Patrick suggested to introduce snapshot paths based on snap-ids such as /path/to/dir/.snap/<snap-id>/... and resolve the snap-id to snapshot name (or maybe /path/to/dir/.snap/_<snap-d>_<snap-name>/... making use of the fact that snashot names begining with "_" are disallowed).
Alternatively, we could introduce *at() family of APIs in libcephfs to mitigate this issue.
Updated by Patrick Donnelly about 3 years ago
- Status changed from New to In Progress
- Assignee set to Venky Shankar
Updated by Venky Shankar about 3 years ago
So, I am experimenting with how MDS handles path traversals when just an inode number rather than inode number+dname especially when the inode is deleted by a client when another client has an open fd on it. We already have `fstatx()` implemented in the Client (libcephfs) -- so I forced a getattr on the (deleted inode) and the MDS seems to handle it (i.e. resovle the inode and return inode attrs).
Seems like its pretty much straightforward to implement *at() family of calls. I went ahead and added those that would be required for the mirror daemon to safely walk snapshot contents (fstatxat, openat, readlinkat, etc..). Haven't tested it yet w/ the mirror daemon, but I'll get to it soon.

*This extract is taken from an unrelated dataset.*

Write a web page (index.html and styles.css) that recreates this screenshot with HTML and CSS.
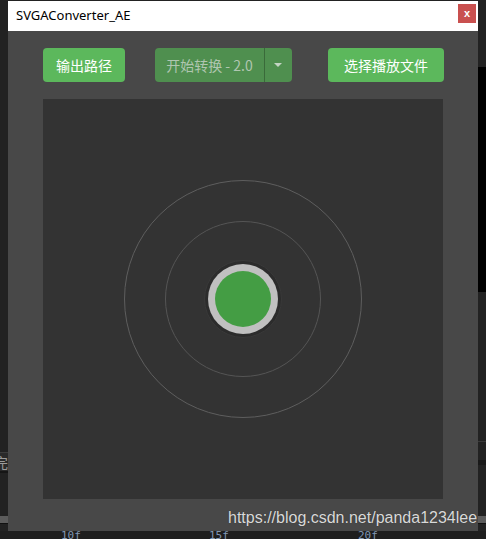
FILE: index.html
```html
<!DOCTYPE html>
<html>
<head>
<meta charset="utf-8">
<link rel="stylesheet" href="styles.css">
</head>
<body>
<div class="desk">
  <div class="bg-left-line"></div>
  <div class="bg-left-glyph">完</div>
  <div class="bg-bar bg-bar-left"></div>
  <div class="bg-right-black"></div>
  <div class="bg-right-line"></div>
  <div class="bg-bar bg-bar-right"></div>
  <div class="ruler">
    <span class="tick t1">10f</span>
    <span class="tick t2">15f</span>
    <span class="tick t3">20f</span>
  </div>

  <div class="window">
    <div class="titlebar">
      <span class="title">SVGAConverter_AE</span>
      <button class="close">x</button>
    </div>
    <div class="content">
      <div class="toolbar">
        <button class="btn btn-path">输出路径</button>
        <div class="split">
          <button class="btn split-main">开始转换 - 2.0</button>
          <button class="btn split-caret"><span class="caret"></span></button>
        </div>
        <button class="btn btn-file">选择播放文件</button>
      </div>
      <div class="stage">
        <svg class="rings" width="400" height="400" viewBox="0 0 400 400">
          <circle cx="200" cy="200" r="118.5" fill="none" stroke="#5e5e5e" stroke-width="1"/>
          <circle cx="200" cy="200" r="77.5" fill="none" stroke="#555555" stroke-width="1"/>
          <circle cx="200" cy="200" r="38.5" fill="#2c2c2c" stroke="#393939" stroke-width="1"/>
          <circle cx="200" cy="200" r="35" fill="#c0c0c0"/>
          <circle cx="200" cy="200" r="28" fill="#449d44"/>
        </svg>
      </div>
    </div>
  </div>

  <div class="watermark">https://blog.csdn.net/panda1234lee</div>
</div>
</body>
</html>
```

FILE: styles.css
```css
* { box-sizing: border-box; }
html, body {
  margin: 0;
  padding: 0;
  background: #1f1f1f;
  width: 486px;
  height: 539px;
  overflow: hidden;
}
.desk {
  position: relative;
  width: 486px;
  height: 539px;
  padding: 1px 8px 0 8px;
  background: #222222;
}

/* background application bits */
.bg-left-line {
  position: absolute;
  left: 0; top: 452px;
  width: 8px; height: 21px;
  background: #2a2a2a;
  border-top: 1px solid #3c3c3c;
  border-bottom: 2px solid #161616;
}
.bg-left-glyph {
  position: absolute;
  left: -6px; top: 454px;
  font: 14px "Noto Sans CJK SC", sans-serif;
  color: #9a9a9a;
  line-height: 16px;
}
.bg-bar {
  position: absolute;
  height: 8px;
  background: #5c5c5c;
  border-bottom: 1px solid #111;
}
.bg-bar-left { left: 0; top: 516px; width: 8px; }
.bg-bar-right { left: 478px; top: 516px; width: 8px; }
.bg-right-black {
  position: absolute;
  left: 478px; top: 67px;
  width: 8px; height: 225px;
  background: #000;
}
.bg-right-line {
  position: absolute;
  left: 478px; top: 441px;
  width: 8px; height: 24px;
  border-top: 1px solid #3a3a3a;
  border-bottom: 5px solid #191919;
}
.ruler {
  position: absolute;
  left: 0; top: 531px;
  width: 486px; height: 8px;
  background: #1e1e1e;
  overflow: hidden;
}
.tick {
  position: absolute;
  top: -1px;
  font: 11px "DejaVu Sans Mono", monospace;
  color: #8096b4;
  line-height: 12px;
}
.t1 { left: 61px; }
.t2 { left: 209px; }
.t3 { left: 358px; }

/* window */
.window {
  position: relative;
  width: 470px;
  height: 530px;
  background: #484848;
  display: flex;
  flex-direction: column;
}
.titlebar {
  height: 30px;
  background: #ffffff;
  display: flex;
  align-items: center;
  justify-content: space-between;
  padding: 0 2px 0 8px;
}
.title {
  font: 13px "Noto Sans", "Liberation Sans", sans-serif;
  color: #000;
  margin-top: -2px;
}
.close {
  width: 18px;
  height: 19px;
  margin-top: -5px;
  border: none;
  padding: 0;
  background: #c9504f;
  color: #fff;
  font: bold 11px "Liberation Sans", sans-serif;
  line-height: 17px;
}
.content {
  padding: 17px 35px 0 35px;
  display: flex;
  flex-direction: column;
  gap: 17px;
}
.toolbar {
  display: flex;
  height: 34px;
  width: 401px;
}
.btn {
  border: none;
  margin: 0;
  height: 34px;
  border-radius: 4px;
  background: #5cb85c;
  color: #ffffff;
  font: 14px "Noto Sans CJK SC", "Liberation Sans", sans-serif;
  padding: 0;
}
.btn-path { width: 82px; }
.btn-file { width: 116px; margin-left: auto; }
.split {
  display: flex;
  width: 137px;
  height: 34px;
  margin-left: 30px;
}
.split-main {
  width: 110px;
  border-radius: 4px 0 0 4px;
  background: #4f8f4f;
  color: #b0c6b0;
  border-right: 1px solid #3a6a3a;
  font-family: "Noto Sans CJK SC", "Liberation Sans", sans-serif;
}
.split-caret {
  width: 27px;
  border-radius: 0 4px 4px 0;
  background: #4f8f4f;
  display: flex;
  align-items: center;
  justify-content: center;
}
.caret {
  width: 0; height: 0;
  border-left: 4px solid transparent;
  border-right: 4px solid transparent;
  border-top: 4px solid #c4d4c4;
  margin-left: -1px;
}
.stage {
  width: 400px;
  height: 400px;
  background: #333333;
}
.rings { display: block; }

.watermark {
  position: absolute;
  left: 228px;
  top: 509px;
  font: 16px "Liberation Sans", Arial, sans-serif;
  line-height: 18px;
  color: #d9d9d9;
  text-shadow: 0 0 1px rgba(0,0,0,0.4);
  white-space: nowrap;
}
```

However, the library changes should be out as a PR really soon.
@Patrick ^^
Updated by Venky Shankar about 3 years ago
- Status changed from In Progress to Fix Under Review
- Pull request ID set to 40831
Updated by Venky Shankar almost 3 years ago
- Status changed from Fix Under Review to Pending Backport
Updated by Backport Bot almost 3 years ago
- Copied to Backport #50994: pacific: cephfs-mirror: be resilient to recreated snapshot during synchronization added
Updated by Loïc Dachary almost 3 years ago
- Status changed from Pending Backport to Resolved
While running with --resolve-parent, the script "backport-create-issue" noticed that all backports of this issue are in status "Resolved" or "Rejected".